A Killer by Design by Ann Wolbert Burgess

A Killer by Design by Ann Wolbert Burgess

Author:Ann Wolbert Burgess [Burgess, Ann Wolbert]
Language: eng
Format: epub
Published: 2021-12-07T00:00:00+00:00


A week or so later, Hazelwood led a group of agents in developing a formal profile of the Ski Mask Rapist, making sure I could attend. We stuck to our now-standard process of studying police reports, looking at crime scene photographs, and talking through the offender’s motives and patterns. Hazelwood made sure to include notes from the conversation we’d had earlier as well as analysis from my trip to Louisiana. He also asked that I provide context for the validity of certain victim statements, because even seasoned agents had their own biases to overcome. Afterward, however, instead of taking all the information and writing up the profile on his own, Hazelwood asked the group to write the profile as a team. And he specifically wanted us to split this assessment into two distinct parts.
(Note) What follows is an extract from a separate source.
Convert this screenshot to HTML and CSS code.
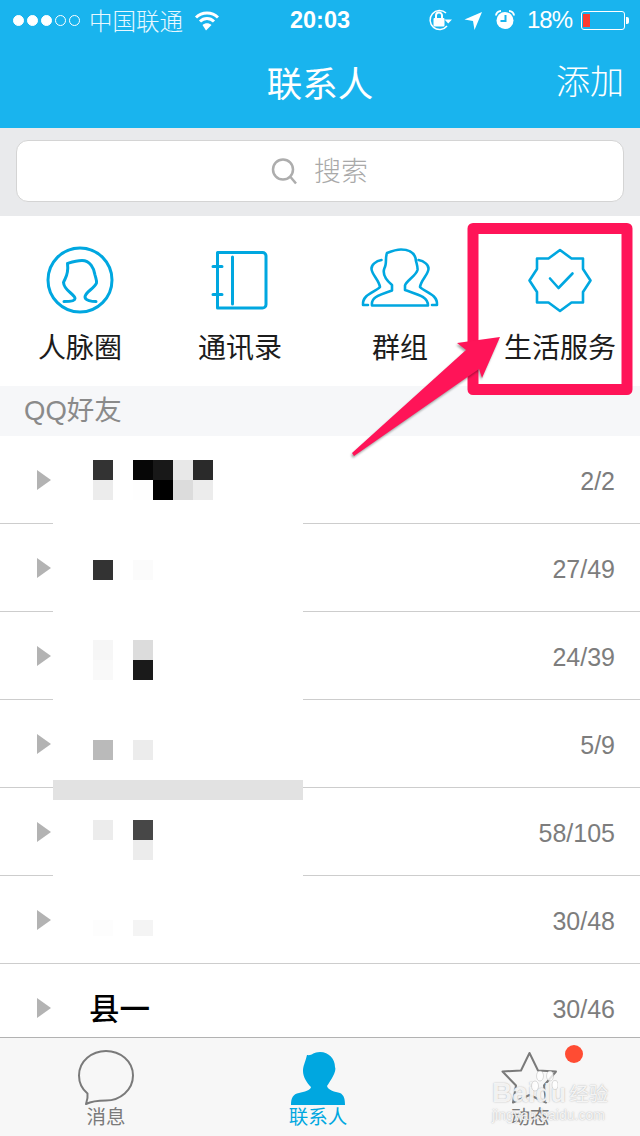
FILE: index.html
```html
<!DOCTYPE html>
<html lang="zh-CN">
<head>
<meta charset="utf-8">
<title>联系人</title>
<link rel="stylesheet" href="styles.css">
</head>
<body>
<div class="app">
  <header class="header">
    <div class="status">
      <div class="status-left">
        <div class="signal"><i class="dot on"></i><i class="dot on"></i><i class="dot on"></i><i class="dot"></i><i class="dot"></i></div>
        <span class="carrier">中国联通</span>
        <svg class="wifi" viewBox="195 9 25 21" width="25" height="21"><path d="M197 16.5C203 10.5 213 10.5 219 16.5" class="wf"/><path d="M201 20.5C205 16.5 211 16.5 215 20.5" class="wf"/><path d="M203.500 24L207 29.500 212.500 24C210 21.500 206 21.500 203.500 24Z" class="wfill"/></svg>
      </div>
      <div class="time">20:03</div>
      <div class="status-right">
        <svg class="st-icons" viewBox="428 8 88 24" width="88" height="24">
          <path d="M446 13A9.500 9.500 0 1 0 447 26" class="st-line"/>
          <path d="M444.500 19.500H452L448.200 23.500Z" class="st-fill"/>
          <rect x="433.500" y="18" width="11" height="8.500" rx="1" class="st-fill"/>
          <path d="M436 18V15.500A3 3 0 0 1 442 15.500V18" class="st-line2"/>
          <path d="M464.500 19.500L482 12 474.500 30 473 21Z" class="st-fill"/>
          <circle cx="505" cy="20.500" r="8.500" class="st-fill"/>
          <path d="M505.500 15V21H500.500" class="st-blue"/>
          <path d="M496 15.500A5 5 0 0 1 501 11" class="st-line2"/>
          <path d="M514 15.500A5 5 0 0 0 509 11" class="st-line2"/>
        </svg>
        <span class="pct">18%</span>
        <div class="battery"><div class="battery-level"></div></div>
        <div class="battery-nub"></div>
      </div>
    </div>
    <div class="nav">
      <h1 class="nav-title">联系人</h1>
      <span class="nav-action">添加</span>
    </div>
  </header>

  <div class="search-wrap">
    <div class="search">
      <svg viewBox="270 155 30 30" width="30" height="30"><circle cx="283" cy="168.500" r="10" class="search-ic"/><path d="M290.500 176L296 182.500" class="search-ic"/></svg>
      <span>搜索</span>
    </div>
  </div>

  <nav class="quick">
    <a class="quick-item">
      <svg viewBox="40 240 80 80" width="80" height="80"><circle cx="80" cy="280" r="32" class="ic"/><path d="M64 301.500C68 301.500 75 301 75 298.500C75 294 64 291 63.500 282.500C65 278 69 275 67.500 263.500C72 262 76 260.500 82 260.500C90 260.500 94 268 95 275C96 279 97 281 96.500 283C94 289 85 292 85 297C85 300.500 92 301.500 96 301.500" class="ic"/></svg>
      <span>人脉圈</span>
    </a>
    <a class="quick-item">
      <svg viewBox="200 240 80 80" width="80" height="80"><path d="M217.500 252.500H262.500A3.500 3.500 0 0 1 266 256V304.500A3.500 3.500 0 0 1 262.500 308H217.500Z" class="ic"/><path d="M232.500 257V304M213 266.500H222M213 294.500H222" class="ic"/></svg>
      <span>通讯录</span>
    </a>
    <a class="quick-item">
      <svg viewBox="360 240 80 80" width="80" height="80"><path d="M372 305.500C371 298 376 296 392 290.500V285C385 279 382 274 384.500 268C387 264 385 258 387 253C392 251 396 249.500 401 249.500C409 249.500 414 253 415.500 258C416 263 418 266 417.500 270C416 276 406 281 405 285.500V290C416 294 428 296 428 305.500Z" class="ic2"/><path d="M381.500 260C376 261 371 265 371.500 269C372 275 379 280 380 287C376 292 362 294 363 305H368" class="ic2"/><path d="M418.500 260C424 261 429 265 428.500 269C428 275 421 280 420 287C424 292 438 294 437 305H432" class="ic2"/></svg>
      <span>群组</span>
    </a>
    <a class="quick-item">
      <svg viewBox="520 240 80 80" width="80" height="80"><path d="M560 250L571.500 258.500H583V269L590.500 280.500 583 292V302.500H571.500L560 311 548.500 302.500H537V292L529.500 280.500 537 269V258.500H548.500Z" class="ic2"/><path d="M550 278.500L558.500 288 572.500 273.500" class="ic2"/></svg>
      <span>生活服务</span>
    </a>
  </nav>

  <div class="section">QQ好友</div>

  <div class="list">
    <div class="row"><i class="tri"></i><span class="count">2/2</span></div>
    <div class="row"><i class="tri"></i><span class="count">27/49</span></div>
    <div class="row"><i class="tri"></i><span class="count">24/39</span></div>
    <div class="row"><i class="tri"></i><span class="count">5/9</span></div>
    <div class="row"><i class="tri"></i><span class="count">58/105</span></div>
    <div class="row"><i class="tri"></i><span class="count">30/48</span></div>
    <div class="row"><i class="tri"></i><span class="name">县一</span><span class="count">30/46</span></div>

    <div class="mosaic">
      <b class="mask"></b>
      <b class="bar"></b>
      <b class="c2 y1 g33"></b><b class="c2 y2 ge"></b>
      <b class="c4 y1 g06"></b><b class="c4 y2 gfe"></b>
      <b class="c5 y1 g18"></b><b class="c5 y2 g00"></b>
      <b class="c6 y1 ge8"></b><b class="c6 y2 gdc"></b>
      <b class="c7 y1 g2a"></b><b class="c7 y2 ge"></b>
      <b class="c2 y6 g33"></b><b class="c4 y6 gfb"></b>
      <b class="c2 y10 gf6"></b><b class="c2 y11 gf9"></b>
      <b class="c4 y10 gdc"></b><b class="c4 y11 g1a"></b>
      <b class="c2 y15 gba"></b><b class="c4 y15 ge"></b>
      <b class="c2 y19 ge"></b><b class="c4 y19 g47"></b><b class="c4 y20 ge"></b>
      <b class="c2 y24 gfd short"></b><b class="c4 y24 gf4 short"></b>
    </div>
  </div>

  <footer class="tabs">
    <a class="tab">
      <svg viewBox="66 1047 80 60" width="80" height="60"><path d="M87.500 1093.500C82 1089 79 1082 79 1075.500C79 1061 92 1051 106 1051C120 1051 133 1061 133 1075.500C133 1090 120 1100.500 106 1100.500C98 1100.500 92 1101 86 1104C87.500 1100 88 1097 87.500 1093.500Z" class="tab-line"/></svg>
      <span>消息</span>
    </a>
    <a class="tab active">
      <svg viewBox="278 1047 80 60" width="80" height="60"><path d="M291 1105C291 1098 293 1094 299 1093C304 1092 311 1090 311 1087C307 1083 303 1077 303 1071C303 1066 305 1063 307 1055C312 1056 313 1052 320 1052C329 1052 335 1059 335 1067C337 1071 331 1080 327 1086C328 1090 335 1092 340 1093C344 1095 345 1099 345 1105Z"/></svg>
      <span>联系人</span>
    </a>
    <a class="tab">
      <svg viewBox="491 1047 80 60" width="80" height="60"><path d="M530.500 1053L539 1070.500 557 1071.500 545 1085.500 547 1102.500 530.500 1095 514 1102.500 517 1085.500 503.500 1071.500 522 1070.500Z" class="tab-line"/></svg>
      <span>动态</span>
      <i class="badge"></i>
    </a>
  </footer>

  <div class="watermark">
    <div class="wm-top"><span>Bai</span><span class="wm-du">du</span><span class="wm-cn">经验</span></div>
    <div class="wm-url">jingyan.baidu.com</div>
    <svg viewBox="0 0 28 36" width="28" height="36" class="paw"><ellipse cx="5" cy="16" rx="3.500" ry="5"/><ellipse cx="10" cy="6" rx="3.500" ry="5"/><ellipse cx="20" cy="6" rx="3.500" ry="5"/><ellipse cx="25" cy="15" rx="3" ry="4.500"/></svg>
  </div>

  <svg class="annotation" viewBox="0 0 640 1136" width="640" height="1136">
    <path class="frame" d="M473 228.500H627V389.500H473Z"/>
    <path class="arrow" d="M352 453L466 350 457 343 500 337 482 378 479 369 354 456Z"/>
  </svg>
</div>
</body>
</html>
```
FILE: styles.css
```css
* { box-sizing: border-box; }
html, body { margin: 0; padding: 0; background: #fff; }
body { font-family: "Liberation Sans", "Noto Sans CJK SC", sans-serif; }
i, b { display: block; }
svg { display: block; flex: none; }

.app {
  position: relative;
  width: 640px;
  height: 1136px;
  overflow: hidden;
  display: flex;
  flex-direction: column;
}

/* header */
.header { height: 128px; background: #19b4ee; color: #fff; flex: none; }
.status {
  height: 40px;
  display: grid;
  grid-template-columns: 1fr auto 1fr;
  align-items: center;
}
.status-left { display: flex; align-items: center; padding-left: 13px; }
.signal { display: flex; gap: 3px; }
.dot { width: 11px; height: 11px; border-radius: 50%; border: 1px solid #fff; }
.dot.on { background: #fff; }
.carrier { margin-left: 9px; font: 300 23.5px/40px "Noto Sans CJK SC", sans-serif; color: #e8f8ff; }
.wifi { margin-left: 11px; }
.wf { fill: none; stroke: #fff; stroke-width: 3; }
.wfill { fill: #fff; }
.time { font: 700 23.5px/40px "Liberation Sans", sans-serif; }
.status-right { display: flex; align-items: center; justify-content: flex-end; padding-right: 11px; }
.st-line { fill: none; stroke: #fff; stroke-width: 1.5; }
.st-line2 { fill: none; stroke: #fff; stroke-width: 2; }
.st-fill { fill: #fff; }
.st-blue { fill: none; stroke: #19b4ee; stroke-width: 2; }
.pct { margin-left: 11px; font: 300 24px/40px "Liberation Sans", sans-serif; letter-spacing: -1px; }
.battery {
  width: 44px;
  height: 19px;
  margin-left: 9px;
  border: 1px solid #fff;
  border-radius: 3px;
  padding: 2px 1px;
}
.battery-level { width: 7px; height: 100%; background: #ff3b30; }
.battery-nub { width: 3px; height: 7px; background: #fff; border-radius: 0 2px 2px 0; margin-left: 1px; }

.nav { height: 88px; position: relative; display: flex; align-items: center; justify-content: center; }
.nav-title { margin: 0; padding-bottom: 4px; font: 400 35.5px/48px "Noto Sans CJK SC", sans-serif; }
.nav-action {
  position: absolute;
  right: 16px;
  top: 16px;
  font: 300 34px/48px "Noto Sans CJK SC", sans-serif;
}

/* search */
.search-wrap { height: 88px; flex: none; background: #e9eaec; padding: 12px 16px 14px; }
.search {
  height: 62px;
  background: #fff;
  border: 1px solid #d4d4d4;
  border-radius: 12px;
  display: flex;
  align-items: center;
  justify-content: center;
  gap: 14px;
  padding-right: 2px;
  color: #a9a9a9;
  font: 300 27px/38px "Noto Sans CJK SC", sans-serif;
}
.search span { padding-bottom: 2px; }
.search-ic { fill: none; stroke: #adadad; stroke-width: 2.500; }

/* quick entries */
.quick { height: 170px; flex: none; background: #fff; display: grid; grid-template-columns: repeat(4, 160px); }
.quick-item {
  display: flex;
  flex-direction: column;
  align-items: center;
  padding-top: 24px;
  color: #1c1c1c;
  font: 400 28px/40px "Noto Sans CJK SC", sans-serif;
}
.quick-item span { margin-top: 6px; }
.ic { fill: none; stroke: #00a7e0; stroke-width: 3; stroke-linecap: round; stroke-linejoin: round; }
.ic2 { fill: none; stroke: #00a7e0; stroke-width: 2.600; stroke-linecap: round; stroke-linejoin: round; }

/* section title */
.section {
  height: 50px;
  flex: none;
  background: #f6f7f9;
  color: #8a8a8a;
  padding-left: 24px;
  font: 400 27.500px/50px "Liberation Sans", "Noto Sans CJK SC", sans-serif;
}

/* list */
.list { position: relative; flex: 1; min-height: 0; overflow: hidden; background: #fff; }
.row {
  height: 88px;
  border-bottom: 1px solid #cdcdcd;
  display: flex;
  align-items: center;
  padding: 0 25px 0 37px;
  position: relative;
}
.tri {
  width: 14px;
  height: 20px;
  margin-top: 1px;
  background: #b3b3b3;
  clip-path: polygon(0 0, 100% 50%, 0 100%);
}
.name { margin-left: 38px; margin-top: -2px; font: 500 30.500px/40px "Noto Sans CJK SC", sans-serif; color: #000; }
.count { margin-left: auto; margin-top: 2px; color: #7d7d7d; font: 400 25px/40px "Liberation Sans", sans-serif; }

.mosaic {
  position: absolute;
  left: 53px;
  top: 4px;
  display: grid;
  grid-template-columns: repeat(12, 20px) 10px;
  grid-template-rows: repeat(25, 20px);
}
.mask { grid-column: 1 / -1; grid-row: 1 / 23; background: #fff; }
.bar { grid-column: 1 / -1; grid-row: 18; background: #e2e2e2; }
.short { height: 16px; }
.c2 { grid-column: 3; } .c4 { grid-column: 5; } .c5 { grid-column: 6; } .c6 { grid-column: 7; } .c7 { grid-column: 8; }
.y1 { grid-row: 2; } .y2 { grid-row: 3; } .y6 { grid-row: 7; } .y10 { grid-row: 11; } .y11 { grid-row: 12; }
.y15 { grid-row: 16; } .y19 { grid-row: 20; } .y20 { grid-row: 21; } .y24 { grid-row: 25; }
.g00 { background: #000; } .g06 { background: #060606; } .g18 { background: #181818; } .g1a { background: #1a1a1a; }
.g2a { background: #2a2a2a; } .g33 { background: #333; } .g47 { background: #474747; } .gba { background: #bababa; }
.gdc { background: #dcdcdc; } .ge8 { background: #e8e8e8; } .ge { background: #ececec; } .gf4 { background: #f4f4f4; }
.gf6 { background: #f6f6f6; } .gf9 { background: #f9f9f9; } .gfb { background: #fbfbfb; } .gfd { background: #fdfdfd; } .gfe { background: #fefefe; }

/* tab bar */
.tabs {
  height: 99px;
  flex: none;
  background: #f7f7f7;
  border-top: 1px solid #b2b2b2;
  display: grid;
  grid-template-columns: repeat(3, 212px);
}
.tab {
  position: relative;
  display: flex;
  flex-direction: column;
  align-items: center;
  padding-top: 9px;
  color: #7a7a7a;
  font: 400 19.500px/24px "Noto Sans CJK SC", sans-serif;
}
.tab span { margin-top: -3px; }
.tab-line { fill: none; stroke: #7a7a7a; stroke-width: 2; stroke-linejoin: round; }
.tab.active { color: #00a7e0; }
.tab.active svg { fill: #00a7e0; }
.badge {
  position: absolute;
  left: 141px;
  top: 7px;
  width: 18px;
  height: 18px;
  border-radius: 50%;
  background: #ff4c33;
}

/* watermark */
.watermark {
  position: absolute;
  left: 492px;
  top: 1081px;
  width: 116px;
  color: rgba(255, 255, 255, .85);
  text-shadow: 0 0 1.5px rgba(140, 140, 140, .75);
}
.wm-top { display: flex; align-items: center; height: 24px; font: 700 28px/24px "Liberation Sans", sans-serif; white-space: nowrap; }
.wm-du { font-size: 25px; }
.wm-cn { margin-left: 3px; font: 400 19.500px/24px "Noto Sans CJK SC", sans-serif; }
.wm-url { margin-top: 2px; font: 400 14px/16px "Liberation Sans", sans-serif; white-space: nowrap; }
.paw {
  position: absolute;
  left: 38px;
  top: -11px;
  fill: rgba(255, 255, 255, .8);
  stroke: rgba(170, 170, 170, .6);
  stroke-width: .7;
}

/* annotation */
.annotation { position: absolute; left: 0; top: 0; pointer-events: none; }
.frame { fill: none; stroke: #ff1458; stroke-width: 11; stroke-linejoin: round; }
.arrow { fill: #ff1458; filter: drop-shadow(-1px 2px 1px rgba(0, 0, 0, .35)); }
```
The first part was informed by our traditional profiling approach, which characterized unsubs in terms of likely demographics, background, and personality. We were well practiced in this process by now, and it didn’t take long to write down our ideas. For the Ski Mask Rapist, based on how long he’d been active without getting caught, we classified him as a man in his late twenties or early thirties who’d never been married. His domineering behavior showed that he was confident and saw himself as an alpha male. He was also meticulous about the details—he made sure to discreetly cut telephone wires before breaking into a house—and he was a perfectionist, and this knowledge helped us characterize him as someone who kept in good physical shape, watched and/or played sports, kept a cleanly manicured appearance, and likely had a tendency to project this masculinity in the way he dressed and the flashiness of his car. His evasiveness and the frequency with which he moved to different states—a rover, as we called unsubs with this habit—showed that he was educated and had served in the military, most likely abroad.

For the second part of the report, we made a point of clarifying the Ski Mask Rapist’s psychological makeup. This part was much trickier. We struggled to fit the facts of the case to a known classification of offender, largely because of the evolving nature of his crimes. So we referenced previous cases, mostly from the serial killer study, to define the offender as someone who was undergoing a progression from a power-assertive type—the Ski Mask Rapist’s early crimes showed his need to project an image of potent masculinity—to the anger and escalated violence common to vindictive rapists. Violence was becoming an important part of the offender’s ritual. Not violence as a tool to overcome a victim’s resistance, but violence as pleasure. Ultimately, the Ski Mask Rapist was showing signs of increased aggression in his attacks. He was becoming more dangerous, more sadistic, and more confident. He was improving his MO (modus operandi—the way an offender carries out a crime), inching closer to some ideal he was trying to re-create. And he was clearly giving in to his murderous temptations.